The Great Migration Through the Eyes of Ulysses Moore

In 1956, nineteen-year-old Ulysses Moore stepped off the train in Philadelphia after having traveled from his native North Carolina. Moore’s trek would be permanent, a sign of the times that indicated blacks moving away from the harsh discrimination of the South to the burgeoning economy of the North in what we now call the Great Migration. When examining a movement that had the involvement of some six million African Americans, it is easy to be distanced from the unique aspects of individual stories that make the Great Migration so compelling. But, by delving deep into the personal experiences of the senior citizens who took part in the Great Migration, we are able to see how such a movement pivotally shaped the demographic of the United States.

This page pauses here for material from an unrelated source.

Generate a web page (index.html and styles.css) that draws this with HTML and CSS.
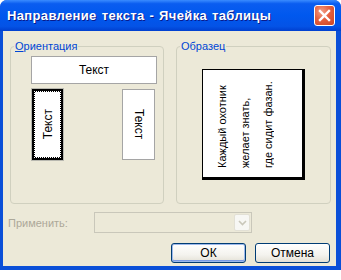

Moore’s decision to leave his home state was based on his inability to land a job as a bus driver. His passion for work drove him to the North, and when he arrived in Philadelphia, he immediately began work as a machinist. Over the next several years, Moore transitioned into the sheet metal industry, which was a job he would hold for the next five years. In 1969, at the height of the Vietnam War, Moore was persuaded by a friend to join SEPTA, Philadelphia’s public transportation branch. The offer piqued Moore’s interest, as his initial passion was to be a bus driver, and he applied at SEPTA to be a driver. Moore worked at SEPTA for 30 years, finally retiring in 1999.

Though Moore left North Carolina for work, that did not mean he would never return. In fact, shortly after he settled in Philadelphia, Moore returned South in order to pick up his future wife, Verlynn. The two were wed in a small ceremony with little fanfare, and soon ventured back to Philadelphia. While a substantial portion of Moore’s family traveled to the North, his family today remains spread out between Philadelphia and North Carolina. Moore has nine siblings and an astounding 300 person extended family. One of his brothers, in fact, has 15 children.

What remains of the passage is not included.